● **WRITTEN REQUEST**: Give the count of lines that include the string "screenshot". Add nothing to it.
─── RECORD SET ───
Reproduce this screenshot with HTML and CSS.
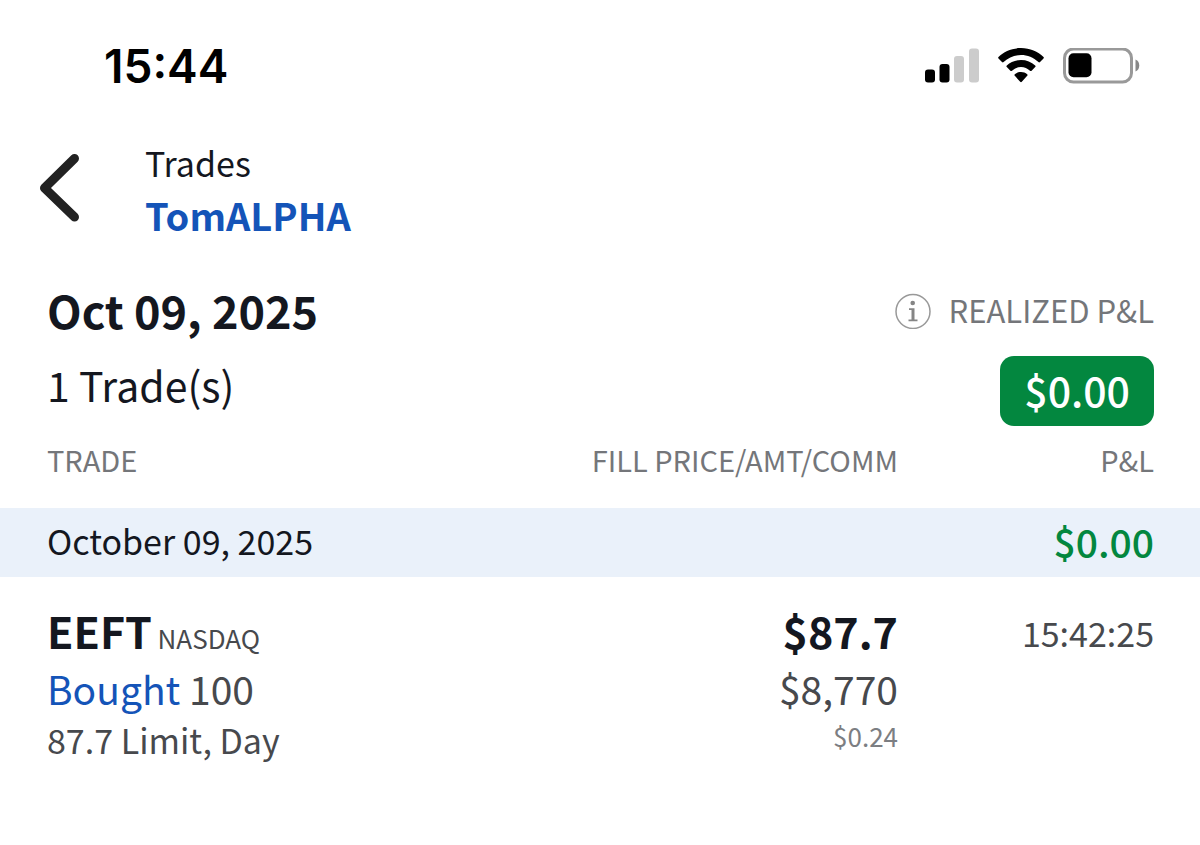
───
─── RECORD SET ───
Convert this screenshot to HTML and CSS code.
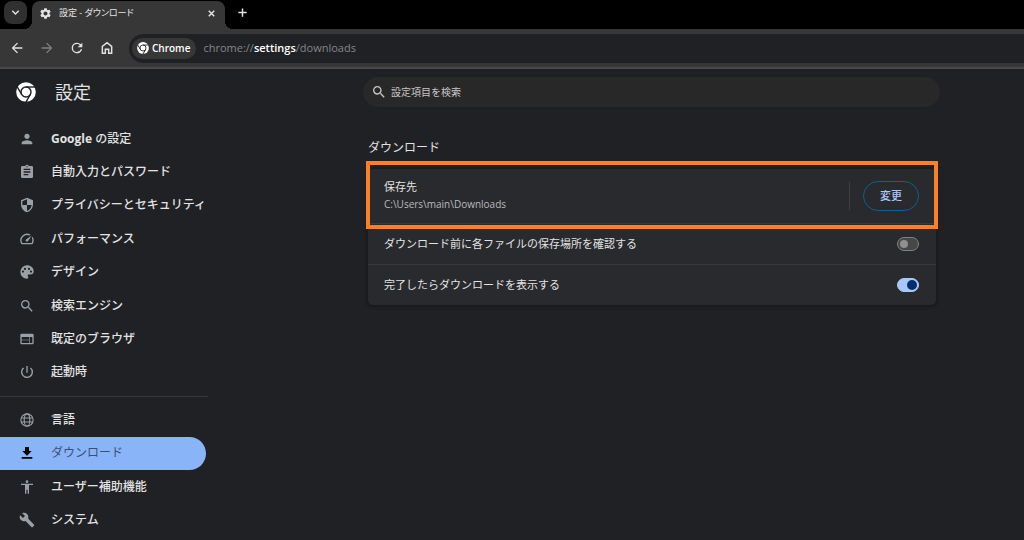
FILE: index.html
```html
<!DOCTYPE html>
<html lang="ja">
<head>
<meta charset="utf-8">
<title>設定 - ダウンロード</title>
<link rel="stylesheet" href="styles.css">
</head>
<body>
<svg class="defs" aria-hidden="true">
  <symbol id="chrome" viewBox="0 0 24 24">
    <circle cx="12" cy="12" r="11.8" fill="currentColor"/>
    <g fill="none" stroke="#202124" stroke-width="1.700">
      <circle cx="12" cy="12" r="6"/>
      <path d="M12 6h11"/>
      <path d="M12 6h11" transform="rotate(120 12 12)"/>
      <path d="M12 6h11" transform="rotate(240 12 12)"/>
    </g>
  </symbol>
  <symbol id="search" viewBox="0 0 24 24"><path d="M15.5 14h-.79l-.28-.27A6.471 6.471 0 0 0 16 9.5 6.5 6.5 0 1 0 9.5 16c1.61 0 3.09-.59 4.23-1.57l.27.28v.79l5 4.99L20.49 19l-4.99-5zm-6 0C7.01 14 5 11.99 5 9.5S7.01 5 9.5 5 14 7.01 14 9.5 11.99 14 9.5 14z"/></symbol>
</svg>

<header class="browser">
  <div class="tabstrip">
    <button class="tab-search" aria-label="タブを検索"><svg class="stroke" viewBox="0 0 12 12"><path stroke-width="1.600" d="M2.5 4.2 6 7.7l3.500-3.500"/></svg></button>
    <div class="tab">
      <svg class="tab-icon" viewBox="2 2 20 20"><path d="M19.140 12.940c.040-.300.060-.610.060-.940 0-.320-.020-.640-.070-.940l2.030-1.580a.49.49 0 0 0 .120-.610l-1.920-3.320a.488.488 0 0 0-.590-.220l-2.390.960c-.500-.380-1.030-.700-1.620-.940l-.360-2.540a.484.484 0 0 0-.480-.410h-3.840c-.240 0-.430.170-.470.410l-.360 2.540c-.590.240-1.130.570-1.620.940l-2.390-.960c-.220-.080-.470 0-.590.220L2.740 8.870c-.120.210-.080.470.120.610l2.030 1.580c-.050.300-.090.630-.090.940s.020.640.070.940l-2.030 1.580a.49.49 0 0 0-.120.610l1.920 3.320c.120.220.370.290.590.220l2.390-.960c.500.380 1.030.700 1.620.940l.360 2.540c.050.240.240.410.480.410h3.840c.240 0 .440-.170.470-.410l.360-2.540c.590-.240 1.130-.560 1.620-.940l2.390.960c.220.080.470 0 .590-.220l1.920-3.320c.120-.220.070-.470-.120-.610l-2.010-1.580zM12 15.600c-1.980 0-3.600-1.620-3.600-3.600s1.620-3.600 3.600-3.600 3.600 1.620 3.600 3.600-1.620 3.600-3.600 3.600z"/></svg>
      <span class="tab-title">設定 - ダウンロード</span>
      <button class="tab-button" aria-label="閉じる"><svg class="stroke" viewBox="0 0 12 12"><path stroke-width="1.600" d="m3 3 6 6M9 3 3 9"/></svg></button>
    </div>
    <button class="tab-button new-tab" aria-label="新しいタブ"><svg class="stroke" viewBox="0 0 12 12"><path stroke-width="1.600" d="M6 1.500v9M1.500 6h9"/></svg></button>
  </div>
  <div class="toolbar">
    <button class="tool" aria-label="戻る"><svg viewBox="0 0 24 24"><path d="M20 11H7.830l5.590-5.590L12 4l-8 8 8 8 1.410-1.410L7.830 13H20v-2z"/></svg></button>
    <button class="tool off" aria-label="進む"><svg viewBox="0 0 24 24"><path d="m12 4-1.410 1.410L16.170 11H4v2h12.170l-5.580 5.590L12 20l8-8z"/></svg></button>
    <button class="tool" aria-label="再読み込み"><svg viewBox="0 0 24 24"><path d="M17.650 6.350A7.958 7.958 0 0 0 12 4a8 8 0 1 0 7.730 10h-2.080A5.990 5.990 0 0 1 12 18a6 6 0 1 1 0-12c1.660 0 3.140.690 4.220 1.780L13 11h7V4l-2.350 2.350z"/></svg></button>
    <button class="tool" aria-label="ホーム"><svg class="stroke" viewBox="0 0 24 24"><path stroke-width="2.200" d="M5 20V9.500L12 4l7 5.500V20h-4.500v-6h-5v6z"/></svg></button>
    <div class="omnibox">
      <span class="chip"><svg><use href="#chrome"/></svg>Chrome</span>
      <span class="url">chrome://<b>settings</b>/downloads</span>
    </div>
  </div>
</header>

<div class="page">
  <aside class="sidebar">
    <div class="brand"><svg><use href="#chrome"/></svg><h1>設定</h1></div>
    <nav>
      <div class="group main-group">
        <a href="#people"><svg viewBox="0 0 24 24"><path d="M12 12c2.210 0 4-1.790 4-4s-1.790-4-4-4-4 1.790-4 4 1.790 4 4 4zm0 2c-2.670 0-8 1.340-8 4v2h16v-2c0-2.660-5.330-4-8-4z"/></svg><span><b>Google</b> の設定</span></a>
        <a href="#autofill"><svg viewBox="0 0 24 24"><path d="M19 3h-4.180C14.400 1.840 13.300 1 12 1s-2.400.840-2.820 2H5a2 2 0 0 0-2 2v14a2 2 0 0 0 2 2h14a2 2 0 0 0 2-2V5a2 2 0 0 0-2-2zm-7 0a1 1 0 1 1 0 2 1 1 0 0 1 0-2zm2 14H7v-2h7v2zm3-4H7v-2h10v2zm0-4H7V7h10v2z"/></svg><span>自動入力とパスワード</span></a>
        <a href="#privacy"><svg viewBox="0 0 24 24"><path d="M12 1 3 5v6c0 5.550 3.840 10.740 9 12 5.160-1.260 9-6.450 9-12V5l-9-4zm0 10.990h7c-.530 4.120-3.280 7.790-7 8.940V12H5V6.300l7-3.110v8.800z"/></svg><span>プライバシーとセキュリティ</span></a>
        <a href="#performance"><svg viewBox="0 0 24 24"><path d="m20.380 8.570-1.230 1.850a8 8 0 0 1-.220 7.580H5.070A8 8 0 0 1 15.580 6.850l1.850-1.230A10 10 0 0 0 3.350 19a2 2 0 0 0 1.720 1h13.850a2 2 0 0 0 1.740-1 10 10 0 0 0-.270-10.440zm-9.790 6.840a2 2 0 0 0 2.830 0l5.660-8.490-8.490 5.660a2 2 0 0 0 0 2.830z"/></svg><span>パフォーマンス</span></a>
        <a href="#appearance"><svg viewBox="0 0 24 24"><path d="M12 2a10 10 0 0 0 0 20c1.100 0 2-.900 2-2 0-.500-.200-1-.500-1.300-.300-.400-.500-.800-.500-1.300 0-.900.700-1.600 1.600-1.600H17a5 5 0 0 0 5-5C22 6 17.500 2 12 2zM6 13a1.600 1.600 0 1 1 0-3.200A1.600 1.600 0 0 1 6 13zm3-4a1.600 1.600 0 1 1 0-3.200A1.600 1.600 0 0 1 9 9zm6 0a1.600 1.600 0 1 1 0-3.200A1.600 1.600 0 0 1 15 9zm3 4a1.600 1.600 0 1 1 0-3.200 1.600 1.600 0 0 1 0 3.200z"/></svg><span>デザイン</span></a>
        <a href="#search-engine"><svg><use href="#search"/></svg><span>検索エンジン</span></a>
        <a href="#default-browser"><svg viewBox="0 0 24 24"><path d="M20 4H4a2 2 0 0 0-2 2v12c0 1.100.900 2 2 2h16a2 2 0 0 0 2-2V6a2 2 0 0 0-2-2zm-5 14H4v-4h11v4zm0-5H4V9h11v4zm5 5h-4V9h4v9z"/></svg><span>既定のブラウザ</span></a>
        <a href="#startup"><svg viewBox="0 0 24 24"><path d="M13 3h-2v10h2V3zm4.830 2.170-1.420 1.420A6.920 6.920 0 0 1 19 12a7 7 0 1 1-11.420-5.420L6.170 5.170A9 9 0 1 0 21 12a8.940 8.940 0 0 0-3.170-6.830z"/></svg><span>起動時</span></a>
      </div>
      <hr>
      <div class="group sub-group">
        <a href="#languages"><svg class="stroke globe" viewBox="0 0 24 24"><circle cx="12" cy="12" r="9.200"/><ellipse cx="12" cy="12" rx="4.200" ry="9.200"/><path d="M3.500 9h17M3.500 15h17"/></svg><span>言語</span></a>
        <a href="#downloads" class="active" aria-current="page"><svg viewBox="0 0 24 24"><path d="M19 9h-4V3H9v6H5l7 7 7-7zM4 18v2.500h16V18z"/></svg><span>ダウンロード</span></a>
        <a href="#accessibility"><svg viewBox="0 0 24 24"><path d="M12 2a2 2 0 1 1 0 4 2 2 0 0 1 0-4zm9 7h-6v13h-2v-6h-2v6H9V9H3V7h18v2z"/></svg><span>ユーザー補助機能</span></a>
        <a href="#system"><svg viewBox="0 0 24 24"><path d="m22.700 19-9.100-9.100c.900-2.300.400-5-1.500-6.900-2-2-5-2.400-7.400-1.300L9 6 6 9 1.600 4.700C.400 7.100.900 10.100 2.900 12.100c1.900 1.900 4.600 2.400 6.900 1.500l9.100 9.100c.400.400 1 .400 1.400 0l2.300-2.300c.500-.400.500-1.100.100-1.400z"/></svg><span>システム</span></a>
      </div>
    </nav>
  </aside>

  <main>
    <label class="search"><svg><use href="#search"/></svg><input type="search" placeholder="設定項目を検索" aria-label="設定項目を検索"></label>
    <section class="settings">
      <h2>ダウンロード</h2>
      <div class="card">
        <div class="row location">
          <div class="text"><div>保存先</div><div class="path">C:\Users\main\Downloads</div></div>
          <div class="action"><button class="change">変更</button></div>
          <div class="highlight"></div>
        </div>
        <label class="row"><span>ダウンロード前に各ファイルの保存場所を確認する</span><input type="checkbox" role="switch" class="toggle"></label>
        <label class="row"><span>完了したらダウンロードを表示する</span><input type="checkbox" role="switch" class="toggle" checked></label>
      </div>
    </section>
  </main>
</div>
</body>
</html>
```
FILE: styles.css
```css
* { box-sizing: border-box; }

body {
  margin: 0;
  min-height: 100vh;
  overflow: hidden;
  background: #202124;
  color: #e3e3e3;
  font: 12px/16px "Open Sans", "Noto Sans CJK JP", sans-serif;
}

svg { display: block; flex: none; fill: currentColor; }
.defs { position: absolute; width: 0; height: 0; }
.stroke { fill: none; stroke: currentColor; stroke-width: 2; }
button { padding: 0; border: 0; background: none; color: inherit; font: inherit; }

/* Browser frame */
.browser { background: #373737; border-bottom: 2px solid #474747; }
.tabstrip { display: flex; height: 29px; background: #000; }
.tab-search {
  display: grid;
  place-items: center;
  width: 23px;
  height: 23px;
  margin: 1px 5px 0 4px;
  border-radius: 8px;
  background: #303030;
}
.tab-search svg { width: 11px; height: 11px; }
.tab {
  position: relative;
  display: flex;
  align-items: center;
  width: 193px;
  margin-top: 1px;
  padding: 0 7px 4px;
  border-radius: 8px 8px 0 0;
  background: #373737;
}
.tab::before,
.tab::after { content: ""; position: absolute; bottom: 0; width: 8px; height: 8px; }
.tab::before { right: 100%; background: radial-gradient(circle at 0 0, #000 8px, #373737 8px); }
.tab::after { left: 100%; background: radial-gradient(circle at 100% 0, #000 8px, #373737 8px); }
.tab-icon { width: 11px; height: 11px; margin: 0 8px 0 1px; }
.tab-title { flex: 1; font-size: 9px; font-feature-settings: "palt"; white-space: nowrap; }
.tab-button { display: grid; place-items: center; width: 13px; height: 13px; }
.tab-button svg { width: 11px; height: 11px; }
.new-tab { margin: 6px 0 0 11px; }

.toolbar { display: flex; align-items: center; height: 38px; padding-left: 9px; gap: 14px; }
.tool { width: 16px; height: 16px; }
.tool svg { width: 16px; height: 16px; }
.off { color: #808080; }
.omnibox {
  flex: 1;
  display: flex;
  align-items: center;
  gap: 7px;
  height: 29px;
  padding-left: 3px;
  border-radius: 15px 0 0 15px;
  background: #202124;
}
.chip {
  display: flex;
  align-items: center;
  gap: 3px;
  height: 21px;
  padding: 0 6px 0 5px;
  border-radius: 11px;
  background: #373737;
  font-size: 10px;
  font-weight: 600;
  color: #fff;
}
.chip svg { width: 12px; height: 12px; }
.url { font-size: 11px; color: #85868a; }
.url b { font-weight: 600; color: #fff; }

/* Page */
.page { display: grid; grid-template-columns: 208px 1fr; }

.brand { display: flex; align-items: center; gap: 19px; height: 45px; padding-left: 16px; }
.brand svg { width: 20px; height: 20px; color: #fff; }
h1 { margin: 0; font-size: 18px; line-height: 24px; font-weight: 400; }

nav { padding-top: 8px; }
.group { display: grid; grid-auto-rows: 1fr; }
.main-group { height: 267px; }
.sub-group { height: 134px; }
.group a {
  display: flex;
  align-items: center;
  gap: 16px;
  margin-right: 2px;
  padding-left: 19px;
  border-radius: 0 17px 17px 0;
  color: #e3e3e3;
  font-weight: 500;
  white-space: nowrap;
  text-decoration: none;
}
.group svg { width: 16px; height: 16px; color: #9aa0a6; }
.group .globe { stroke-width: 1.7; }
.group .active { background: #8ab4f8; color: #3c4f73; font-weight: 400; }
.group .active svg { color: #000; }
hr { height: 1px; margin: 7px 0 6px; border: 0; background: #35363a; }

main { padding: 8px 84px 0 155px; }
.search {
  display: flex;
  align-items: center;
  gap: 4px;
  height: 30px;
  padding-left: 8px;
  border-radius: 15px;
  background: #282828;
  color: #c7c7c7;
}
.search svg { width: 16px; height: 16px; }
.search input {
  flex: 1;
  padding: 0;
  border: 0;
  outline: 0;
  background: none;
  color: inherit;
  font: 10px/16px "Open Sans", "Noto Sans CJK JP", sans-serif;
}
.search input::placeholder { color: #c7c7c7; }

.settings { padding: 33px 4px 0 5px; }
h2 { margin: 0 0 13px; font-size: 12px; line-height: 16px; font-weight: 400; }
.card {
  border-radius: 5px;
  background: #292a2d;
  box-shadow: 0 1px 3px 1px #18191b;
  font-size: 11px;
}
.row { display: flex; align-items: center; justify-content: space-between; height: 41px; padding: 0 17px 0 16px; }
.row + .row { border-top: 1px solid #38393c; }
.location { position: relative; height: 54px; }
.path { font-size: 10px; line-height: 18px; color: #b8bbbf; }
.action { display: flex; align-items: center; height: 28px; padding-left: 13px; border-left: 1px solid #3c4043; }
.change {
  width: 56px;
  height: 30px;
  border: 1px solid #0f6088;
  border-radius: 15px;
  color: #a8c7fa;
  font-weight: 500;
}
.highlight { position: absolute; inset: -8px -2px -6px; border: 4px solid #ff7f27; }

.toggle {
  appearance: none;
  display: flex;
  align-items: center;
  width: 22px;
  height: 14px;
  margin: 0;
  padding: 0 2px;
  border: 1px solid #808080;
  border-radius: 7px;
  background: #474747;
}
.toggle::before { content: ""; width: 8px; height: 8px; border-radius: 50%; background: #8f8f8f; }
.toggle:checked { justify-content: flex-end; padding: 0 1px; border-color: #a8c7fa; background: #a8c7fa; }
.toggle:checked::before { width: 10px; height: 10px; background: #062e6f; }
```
───
● **TASK RESULT**: 2